Ich liebe Steinbeck in erster Linie für seine Novellen. Frei von von jedem sozialkritischen Anspruch schreibt er um ein Vielfaches entspannter und gemächlicher. Wenige Sätze reichen ihm bereits, das ländliche Kalifornien seiner Zeit zu beschwören. Nach einiger Zeit stellt sich Vertrautheit ein und ein späteres Lesen weiterer Bücher wirkt wie die Rückkehr zu einem Ort voller Erinnerungen. Einmal in seinem Setting angekommen, nimmt Steinbeck sich die Zeit, seinen Charakteren den Raum zu geben, den sie benötigen – und sei es für Müßiggang. Ungetrieben von einer zu verfolgenden Handlung widmet er sich dem Alltag der Säufer, Außenseiter und Taugenichtsen mit einer Achtung und mitfühlenden Liebe, die leider selten ist. So kann nur jemand schreiben, der sich der Straße verbundener fühlte als dem Feuilleton. Dass ihm das ohne jeden Pathos in einer nahezu beispielhaft naturalistischen Sprache gelingt, ist aus meiner Sicht umso höher einzuordnen.

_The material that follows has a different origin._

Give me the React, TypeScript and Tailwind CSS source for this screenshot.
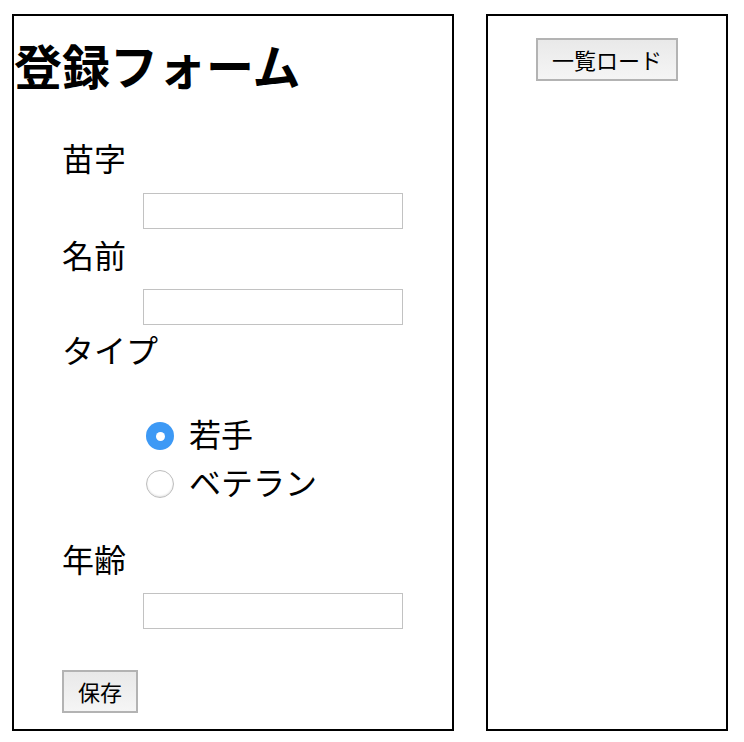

Über die Jahre haben seine zugrunde liegenden Themen sicherlich an gesellschaftlicher Relevanz verloren. An der sprachlichen und vor allem atmosphärischen Rezeption seiner Werke ändert das allerdings nichts. Gestern wie heute sind seine Beschreibungen der Lebenswelten der Unterprivilegierten in ihrer Dichte ein literarischer Genuss. Zudem bleibt Steinbeck für mich ein Gradmesser für die dringend notwendige Einordnung der allerorts geforderten Gleichzeitigkeit in unserer Leistungsgesellschaft. Steinbeck zu lesen heißt vor allem entschleunigen lernen – das war nie wichtiger als heute.


Lesetipps

Tortilla Flat (Original: Tortilla Flat). 1935.

Von Mäusen und Menschen (Original: Of Mice and Men). 1937.

Die Straße der Ölsardinen (Original: Cannery Row). 1945.

Meine Reise mit Charley (Original: Travels with Charley: In Search of America). 1962.